Whatever else you think about the US withdrawal from Afghanistan — whether you think it’s history’s greatest “catastrophe,” a long overdue triumph after 20 years of failed policy, or somewhere in between — hopefully all factions can unite in scornful recognition of how pathetically melodramatic much of the reaction emanating out of the so-called “international community” has been.
Particularly risible is the UK, where an Emergency Session of Parliament was convened last week to provide a forum for British politicians to express their righteous indignation. As usual, the indignation is seldom if ever directed at the war itself — the essential folly of which just happened to be exposed by the withdrawal, like ripping a bandaid off of a long-festering 20-year wound. So of course the war’s demonstrable failure is not at all what troubled Theresa May, the former Conservative Prime Minister who’s chosen to hang around Parliament for a while. Instead, as May lashed out last week with more bombastic vigor than she’s seemed to have mustered since being ousted by her party two years ago, she complained: “I’m afraid this has been a major setback for British foreign policy… We boast about Global Britain. But where is Global Britain on the streets of Kabul?”
“Did we just feel that we had to follow the United States,” May inveighed, “and hope that on a wing and a prayer, it would be alright on the night?”
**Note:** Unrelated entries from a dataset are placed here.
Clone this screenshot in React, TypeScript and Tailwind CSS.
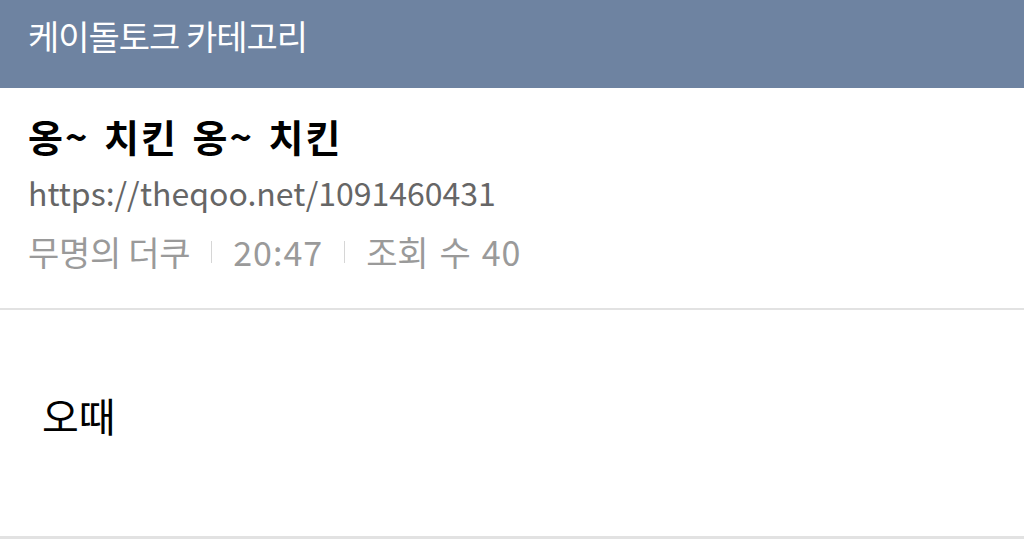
export default function App() {
  return (
    <div className="w-[1024px] h-[539px] bg-white overflow-hidden flex flex-col" style={{ fontFamily: '"Noto Sans CJK KR", "Noto Sans", sans-serif' }}>
      <header className="h-[88px] bg-[#6e83a1] flex items-center px-[28px] pb-[16px]">
        <h1 className="text-white text-[34px] font-normal leading-none tracking-[-1px]">케이돌토크 카테고리</h1>
      </header>

      <section className="px-[28px] pt-[29px] h-[222px] border-b-2 border-[#e2e2e2]">
        <h2 className="text-[38px] font-bold text-black leading-none tracking-[2px] [word-spacing:4px]">옹~ 치킨 옹~ 치킨</h2>
        <p className="mt-[21px] text-[32px] text-[#666666] leading-none">https://theqoo.net/1091460431</p>
        <div className="mt-[27px] flex items-center text-[34px] text-[#9a9a9a] leading-none tracking-[-0.3px]">
          <span>무명의 더쿠</span>
          <span className="mx-[21px] w-px h-[22px] bg-[#d6d6d6]" />
          <span className="tracking-[1px]">20:47</span>
          <span className="mx-[21px] w-px h-[22px] bg-[#d6d6d6]" />
          <span className="[word-spacing:4px]">
            조회 수 <span className="tracking-[1px]">40</span>
          </span>
        </div>
      </section>

      <main className="flex-1 px-[42px] pt-[85px] border-b-[3px] border-[#e2e2e2]">
        <p className="text-[40px] text-black leading-none">오때</p>
      </main>
    </div>
  );
}
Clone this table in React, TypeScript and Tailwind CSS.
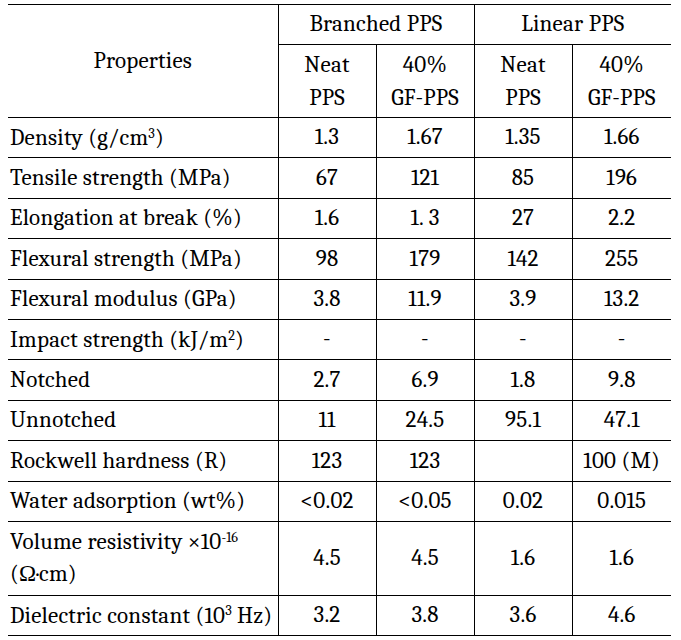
const Sup = ({ children }: { children: React.ReactNode }) => (
  <sup className="text-[0.62em] tracking-normal">{children}</sup>
);

const rows: { label: React.ReactNode; vals: string[]; tall?: boolean }[] = [
  { label: <>Density (g/cm<Sup>3</Sup>)</>, vals: ["1.3", "1.67", "1.35", "1.66"] },
  { label: "Tensile strength (MPa)", vals: ["67", "121", "85", "196"] },
  { label: "Elongation at break (%)", vals: ["1.6", "1. 3", "27", "2.2"] },
  { label: "Flexural strength (MPa)", vals: ["98", "179", "142", "255"] },
  { label: "Flexural modulus (GPa)", vals: ["3.8", "11.9", "3.9", "13.2"] },
  { label: <>Impact strength (kJ/m<Sup>2</Sup>)</>, vals: ["-", "-", "-", "-"] },
  { label: "Notched", vals: ["2.7", "6.9", "1.8", "9.8"] },
  { label: "Unnotched", vals: ["11", "24.5", "95.1", "47.1"] },
  { label: "Rockwell hardness (R)", vals: ["123", "123", "", "100 (M)"] },
  { label: "Water adsorption (wt%)", vals: ["<0.02", "<0.05", "0.02", "0.015"] },
  {
    label: (
      <>
        Volume resistivity ×10<Sup>-16</Sup>
        <br />
        (Ω·cm)
      </>
    ),
    vals: ["4.5", "4.5", "1.6", "1.6"],
    tall: true,
  },
  { label: <>Dielectric constant (10<Sup>3</Sup> Hz)</>, vals: ["3.2", "3.8", "3.6", "4.6"] },
];

export default function App() {
  return (
    <div className="min-h-[640px] w-[681px] bg-white pt-1 pl-2 text-black font-serif">
      <table className="w-[663px] table-fixed border-collapse font-serif text-[23px] tracking-[0.01em] text-black">
        <colgroup>
          <col className="w-[270px]" />
          <col className="w-[98px]" />
          <col className="w-[98px]" />
          <col className="w-[98px]" />
          <col className="w-[99px]" />
        </colgroup>
        <thead>
          <tr className="h-[40px]">
            <th rowSpan={2} className="border-t border-b border-black font-normal text-center align-middle">
              Properties
            </th>
            <th colSpan={2} className="border-t border-b border-l border-black font-normal text-center">
              Branched PPS
            </th>
            <th colSpan={2} className="border-t border-b border-l border-black font-normal text-center">
              Linear PPS
            </th>
          </tr>
          <tr className="h-[73px]">
            {["Neat", "40%", "Neat", "40%"].map((top, i) => (
              <th key={i} className="border-b border-l border-black font-normal text-center leading-[33px]">
                {top}
                <br />
                {i % 2 === 0 ? "PPS" : "GF-PPS"}
              </th>
            ))}
          </tr>
        </thead>
        <tbody>
          {rows.map((r, i) => (
            <tr key={i} className={r.tall ? "h-[74px]" : "h-[40.4px]"}>
              <td className="border-b border-black pl-[2px] text-left leading-[32px] whitespace-nowrap">{r.label}</td>
              {r.vals.map((v, j) => (
                <td key={j} className="border-b border-l border-black text-center">
                  {v}
                </td>
              ))}
            </tr>
          ))}
        </tbody>
      </table>
    </div>
  );
}
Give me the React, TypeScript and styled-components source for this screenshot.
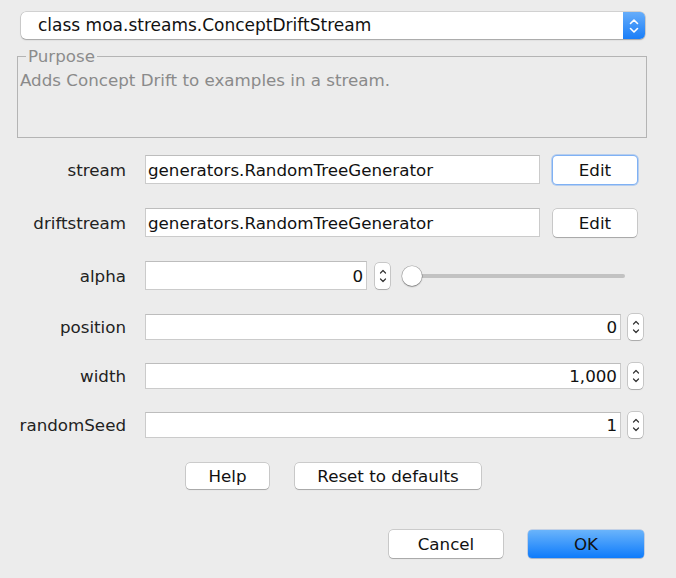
import React from "react";
import styled, { createGlobalStyle } from "styled-components";

const Global = createGlobalStyle`
  html, body { margin: 0; padding: 0; background: #ececec; }
  body { font-family: "DejaVu Sans", "Liberation Sans", sans-serif; }
  * { box-sizing: border-box; }
`;

const Page = styled.div`
  width: 676px;
  height: 578px;
  padding-top: 12px;
  display: flex;
  flex-direction: column;
  font-size: 16.7px;
  color: #1a1a1a;
`;

const Combo = styled.div`
  margin: 0 31px 0 21px;
  height: 27px;
  display: flex;
  background: #fff;
  border-radius: 5px;
  box-shadow: 0 0 0 0.5px rgba(0, 0, 0, 0.22), 0 1px 1.5px rgba(0, 0, 0, 0.22);
`;

const ComboText = styled.div`
  flex: 1;
  padding-left: 17px;
  font-size: 17px;
  line-height: 27px;
  color: #111;
`;

const ComboArrows = styled.div`
  width: 22px;
  border-radius: 0 5px 5px 0;
  background: linear-gradient(#66adfa, #1a7ef8);
  display: flex;
  align-items: center;
  justify-content: center;
`;

const Panel = styled.fieldset`
  margin: 8px 29px 0 17px;
  padding: 0 0 0 2px;
  border: 1px solid #b4b4b4;
  min-inline-size: 0;
`;

const Legend = styled.legend`
  margin-left: 6px;
  padding: 0 2px;
  line-height: 19px;
  color: #8c8c8c;
`;

const Description = styled.div`
  margin-top: 5px;
  height: 66px;
  line-height: 19px;
  color: #8a8a8a;
`;

const Form = styled.div`
  margin-top: 17px;
  display: flex;
  flex-direction: column;
`;

const Row = styled.div<{ $h: number; $mt: number }>`
  display: flex;
  align-items: center;
  height: ${(p) => p.$h}px;
  margin-top: ${(p) => p.$mt}px;
`;

const Label = styled.div`
  width: 126px;
  margin-right: 19px;
  text-align: right;
  color: #222;
`;

const Field = styled.div<{ $w: number; $num?: boolean }>`
  width: ${(p) => p.$w}px;
  height: 100%;
  background: #fff;
  border: 1px solid #cbcbcb;
  border-top-color: #bdbdbd;
  display: flex;
  align-items: center;
  justify-content: ${(p) => (p.$num ? "flex-end" : "flex-start")};
  padding: 0 3px 0 2px;
  color: #111;
  white-space: nowrap;
`;

const Button = styled.button<{ $w: number; $h?: number; $focus?: boolean; $primary?: boolean }>`
  width: ${(p) => p.$w}px;
  height: ${(p) => p.$h ?? 26}px;
  font-family: inherit;
  font-size: 16.7px;
  color: #111;
  padding: 0;
  border: none;
  border-radius: 4px;
  background: ${(p) => (p.$primary ? "linear-gradient(#6ab4fb, #0e7bfb)" : "#fff")};
  box-shadow: ${(p) =>
    p.$focus
      ? "0 0 0 1px #7fb1f4, 0 0 0 2px rgba(130,175,240,0.5)"
      : p.$primary
      ? "0 0 0 0.5px rgba(0,80,200,0.35), 0 1px 1px rgba(0,0,0,0.15)"
      : "0 0 0 0.5px rgba(0,0,0,0.28), 0 1px 1px rgba(0,0,0,0.18)"};
`;

const EditButton = styled(Button)`
  margin-left: 13px;
`;

const Spinner = styled.div<{ $ml: number }>`
  margin-left: ${(p) => p.$ml}px;
  width: 15px;
  height: 26px;
  background: #fff;
  border-radius: 4px;
  box-shadow: 0 0 0 0.5px rgba(0, 0, 0, 0.3), 0 1px 1px rgba(0, 0, 0, 0.15);
  display: flex;
  align-items: center;
  justify-content: center;
`;

const Slider = styled.div`
  margin-left: 12px;
  width: 223px;
  height: 22px;
  position: relative;
  display: flex;
  align-items: center;
`;

const Track = styled.div`
  flex: 1;
  height: 4px;
  margin-left: 10px;
  border-radius: 2px;
  background: #c2c2c2;
`;

const Thumb = styled.div`
  position: absolute;
  left: 0;
  top: 1px;
  width: 20px;
  height: 20px;
  border-radius: 50%;
  background: #fff;
  box-shadow: 0 0 0 0.5px rgba(0, 0, 0, 0.3), 0 1px 1.5px rgba(0, 0, 0, 0.3);
`;

const HelpBar = styled.div`
  margin-top: 25px;
  padding: 0 26px 0 17px;
  display: flex;
  justify-content: center;
  gap: 26px;
`;

const DialogBar = styled.div`
  margin-top: 41px;
  padding-right: 32px;
  display: flex;
  justify-content: flex-end;
  gap: 25px;
`;

const ComboChevrons = () => (
  <svg width="10" height="16" viewBox="0 0 10 16">
    <path d="M1.5 5.5 L5 2 L8.5 5.5" fill="none" stroke="#fff" strokeWidth="1.6" strokeLinecap="round" strokeLinejoin="round" />
    <path d="M1.5 10.5 L5 14 L8.5 10.5" fill="none" stroke="#fff" strokeWidth="1.6" strokeLinecap="round" strokeLinejoin="round" />
  </svg>
);

const SpinChevrons = () => (
  <svg width="8" height="16" viewBox="0 0 8 16">
    <path d="M1.5 5 L4 2.5 L6.5 5" fill="none" stroke="#333" strokeWidth="1.2" strokeLinecap="round" strokeLinejoin="round" />
    <path d="M1.5 11 L4 13.5 L6.5 11" fill="none" stroke="#333" strokeWidth="1.2" strokeLinecap="round" strokeLinejoin="round" />
  </svg>
);

export default function App() {
  return (
    <>
      <Global />
      <Page>
        <Combo>
          <ComboText>class moa.streams.ConceptDriftStream</ComboText>
          <ComboArrows>
            <ComboChevrons />
          </ComboArrows>
        </Combo>
        <Panel>
          <Legend>Purpose</Legend>
          <Description>Adds Concept Drift to examples in a stream.</Description>
        </Panel>
        <Form>
          <Row $h={29} $mt={0}>
            <Label>stream</Label>
            <Field $w={395}>generators.RandomTreeGenerator</Field>
            <EditButton $w={84} $h={28} $focus>Edit</EditButton>
          </Row>
          <Row $h={29} $mt={24}>
            <Label>driftstream</Label>
            <Field $w={395}>generators.RandomTreeGenerator</Field>
            <EditButton $w={84} $h={28}>Edit</EditButton>
          </Row>
          <Row $h={29} $mt={24}>
            <Label>alpha</Label>
            <Field $w={222} $num>0</Field>
            <Spinner $ml={8}>
              <SpinChevrons />
            </Spinner>
            <Slider>
              <Track />
              <Thumb />
            </Slider>
          </Row>
          <Row $h={26} $mt={24}>
            <Label>position</Label>
            <Field $w={476} $num>0</Field>
            <Spinner $ml={7}>
              <SpinChevrons />
            </Spinner>
          </Row>
          <Row $h={26} $mt={23}>
            <Label>width</Label>
            <Field $w={476} $num>1,000</Field>
            <Spinner $ml={7}>
              <SpinChevrons />
            </Spinner>
          </Row>
          <Row $h={26} $mt={23}>
            <Label>randomSeed</Label>
            <Field $w={476} $num>1</Field>
            <Spinner $ml={7}>
              <SpinChevrons />
            </Spinner>
          </Row>
        </Form>
        <HelpBar>
          <Button $w={83}>Help</Button>
          <Button $w={186}>Reset to defaults</Button>
        </HelpBar>
        <DialogBar>
          <Button $w={114} $h={28}>Cancel</Button>
          <Button $w={116} $h={28} $primary>OK</Button>
        </DialogBar>
      </Page>
    </>
  );
}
If there’s any embarrassment to be had this Afghanistan situation from the perspective of UK politicians whose fantasies of “Global Britain” have been dealt a terrible blow, the original source of the embarrassment seems to have been obscured. That is, the UK knowingly entered a subordinate military arrangement with the US in Afghanistan such that the final decision to withdraw wasn’t even contingent on any “consultation” with UK officials — the same ones who apparently crave the projection of unbridled UK state power in Central Asia. Oddly, the basic powerlessness of a scenario where the US President can make an operational decision in Afghanistan, and the UK has no choice but to follow suit, never seems to have bothered May or her like-minded colleagues at any point in the 20 years prior to August 2021. If these UK officials pine for a “Global Britain” with the capacity to strut around unimpeded on “the streets of Kabul,” they perhaps ought not to have offered themselves as docile subservients of the US in the first place.
Borrowing a trite talking point from US commentators who claim to support withdrawal but are extraordinarily incensed about the “execution” of the operation, May conceded that the US-led mission “was always going to end at some point in time.” As usual, it’s trivially easy to accept “ending a war” as an abstraction that may or may not ever actually materialize; May lamented that withdrawal had been ordered in accordance with a specific date, and as such that the necessary “conditions” couldn’t be met. Also per usual, this conveniently ignores that the overriding “condition” in Afghanistan was that the military operation had failed, and no delays or new dates were ever going to change that “conditionality.”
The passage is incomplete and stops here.